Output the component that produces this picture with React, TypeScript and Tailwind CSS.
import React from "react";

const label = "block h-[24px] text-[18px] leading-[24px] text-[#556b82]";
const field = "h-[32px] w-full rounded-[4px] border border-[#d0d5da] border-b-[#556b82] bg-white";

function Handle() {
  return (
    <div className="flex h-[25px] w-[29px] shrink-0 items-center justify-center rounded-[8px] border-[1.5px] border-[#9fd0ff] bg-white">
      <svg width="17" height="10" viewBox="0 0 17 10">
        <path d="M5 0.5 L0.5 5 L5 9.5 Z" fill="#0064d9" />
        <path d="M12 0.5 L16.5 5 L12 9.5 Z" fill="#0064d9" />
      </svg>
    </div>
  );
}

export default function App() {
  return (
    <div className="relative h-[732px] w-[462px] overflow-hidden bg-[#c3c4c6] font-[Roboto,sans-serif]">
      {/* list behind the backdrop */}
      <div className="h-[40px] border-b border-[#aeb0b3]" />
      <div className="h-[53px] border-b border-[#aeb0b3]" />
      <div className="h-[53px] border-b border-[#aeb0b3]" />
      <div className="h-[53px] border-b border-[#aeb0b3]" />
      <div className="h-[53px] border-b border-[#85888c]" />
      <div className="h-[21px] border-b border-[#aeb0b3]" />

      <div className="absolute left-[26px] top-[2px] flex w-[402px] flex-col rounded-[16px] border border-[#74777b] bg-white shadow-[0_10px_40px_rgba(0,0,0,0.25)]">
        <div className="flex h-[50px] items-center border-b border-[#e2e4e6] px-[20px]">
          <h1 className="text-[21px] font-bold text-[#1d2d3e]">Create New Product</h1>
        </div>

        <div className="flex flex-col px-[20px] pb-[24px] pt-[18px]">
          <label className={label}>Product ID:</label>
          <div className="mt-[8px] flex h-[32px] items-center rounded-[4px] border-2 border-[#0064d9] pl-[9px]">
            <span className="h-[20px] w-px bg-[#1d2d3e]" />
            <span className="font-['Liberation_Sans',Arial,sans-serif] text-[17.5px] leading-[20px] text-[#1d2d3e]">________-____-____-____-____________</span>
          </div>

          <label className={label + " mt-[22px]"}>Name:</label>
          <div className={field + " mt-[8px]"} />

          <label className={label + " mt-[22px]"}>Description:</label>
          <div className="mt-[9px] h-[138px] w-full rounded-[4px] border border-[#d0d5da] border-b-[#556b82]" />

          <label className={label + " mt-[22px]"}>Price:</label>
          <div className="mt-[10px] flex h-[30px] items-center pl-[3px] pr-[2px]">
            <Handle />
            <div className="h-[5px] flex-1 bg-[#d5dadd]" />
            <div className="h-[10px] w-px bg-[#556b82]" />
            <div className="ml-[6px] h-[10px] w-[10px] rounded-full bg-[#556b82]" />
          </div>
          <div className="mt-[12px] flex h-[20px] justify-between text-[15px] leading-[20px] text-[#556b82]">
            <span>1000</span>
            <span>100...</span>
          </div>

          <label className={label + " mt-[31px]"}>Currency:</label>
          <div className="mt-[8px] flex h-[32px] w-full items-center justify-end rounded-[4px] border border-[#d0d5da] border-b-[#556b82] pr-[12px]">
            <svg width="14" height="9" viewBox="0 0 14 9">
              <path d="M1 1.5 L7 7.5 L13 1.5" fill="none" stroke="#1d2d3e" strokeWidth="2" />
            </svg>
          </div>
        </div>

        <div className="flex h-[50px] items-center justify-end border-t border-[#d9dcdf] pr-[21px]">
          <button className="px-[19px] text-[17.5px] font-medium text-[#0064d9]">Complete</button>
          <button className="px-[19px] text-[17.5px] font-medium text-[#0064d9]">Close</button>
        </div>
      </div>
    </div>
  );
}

☆ ☆ ☆ ☆ ☆ ☆ ☆

- TASK TO COMPLETE
Reproduce the listing shown above in its entirety, exactly.

- WRITTEN ANSWER
Output the component that produces this picture with React, TypeScript and Tailwind CSS.
import React from "react";

const label = "block h-[24px] text-[18px] leading-[24px] text-[#556b82]";
const field = "h-[32px] w-full rounded-[4px] border border-[#d0d5da] border-b-[#556b82] bg-white";

function Handle() {
  return (
    <div className="flex h-[25px] w-[29px] shrink-0 items-center justify-center rounded-[8px] border-[1.5px] border-[#9fd0ff] bg-white">
      <svg width="17" height="10" viewBox="0 0 17 10">
        <path d="M5 0.5 L0.5 5 L5 9.5 Z" fill="#0064d9" />
        <path d="M12 0.5 L16.5 5 L12 9.5 Z" fill="#0064d9" />
      </svg>
    </div>
  );
}

export default function App() {
  return (
    <div className="relative h-[732px] w-[462px] overflow-hidden bg-[#c3c4c6] font-[Roboto,sans-serif]">
      {/* list behind the backdrop */}
      <div className="h-[40px] border-b border-[#aeb0b3]" />
      <div className="h-[53px] border-b border-[#aeb0b3]" />
      <div className="h-[53px] border-b border-[#aeb0b3]" />
      <div className="h-[53px] border-b border-[#aeb0b3]" />
      <div className="h-[53px] border-b border-[#85888c]" />
      <div className="h-[21px] border-b border-[#aeb0b3]" />

      <div className="absolute left-[26px] top-[2px] flex w-[402px] flex-col rounded-[16px] border border-[#74777b] bg-white shadow-[0_10px_40px_rgba(0,0,0,0.25)]">
        <div className="flex h-[50px] items-center border-b border-[#e2e4e6] px-[20px]">
          <h1 className="text-[21px] font-bold text-[#1d2d3e]">Create New Product</h1>
        </div>

        <div className="flex flex-col px-[20px] pb-[24px] pt-[18px]">
          <label className={label}>Product ID:</label>
          <div className="mt-[8px] flex h-[32px] items-center rounded-[4px] border-2 border-[#0064d9] pl-[9px]">
            <span className="h-[20px] w-px bg-[#1d2d3e]" />
            <span className="font-['Liberation_Sans',Arial,sans-serif] text-[17.5px] leading-[20px] text-[#1d2d3e]">________-____-____-____-____________</span>
          </div>

          <label className={label + " mt-[22px]"}>Name:</label>
          <div className={field + " mt-[8px]"} />

          <label className={label + " mt-[22px]"}>Description:</label>
          <div className="mt-[9px] h-[138px] w-full rounded-[4px] border border-[#d0d5da] border-b-[#556b82]" />

          <label className={label + " mt-[22px]"}>Price:</label>
          <div className="mt-[10px] flex h-[30px] items-center pl-[3px] pr-[2px]">
            <Handle />
            <div className="h-[5px] flex-1 bg-[#d5dadd]" />
            <div className="h-[10px] w-px bg-[#556b82]" />
            <div className="ml-[6px] h-[10px] w-[10px] rounded-full bg-[#556b82]" />
          </div>
          <div className="mt-[12px] flex h-[20px] justify-between text-[15px] leading-[20px] text-[#556b82]">
            <span>1000</span>
            <span>100...</span>
          </div>

          <label className={label + " mt-[31px]"}>Currency:</label>
          <div className="mt-[8px] flex h-[32px] w-full items-center justify-end rounded-[4px] border border-[#d0d5da] border-b-[#556b82] pr-[12px]">
            <svg width="14" height="9" viewBox="0 0 14 9">
              <path d="M1 1.5 L7 7.5 L13 1.5" fill="none" stroke="#1d2d3e" strokeWidth="2" />
            </svg>
          </div>
        </div>

        <div className="flex h-[50px] items-center justify-end border-t border-[#d9dcdf] pr-[21px]">
          <button className="px-[19px] text-[17.5px] font-medium text-[#0064d9]">Complete</button>
          <button className="px-[19px] text-[17.5px] font-medium text-[#0064d9]">Close</button>
        </div>
      </div>
    </div>
  );
}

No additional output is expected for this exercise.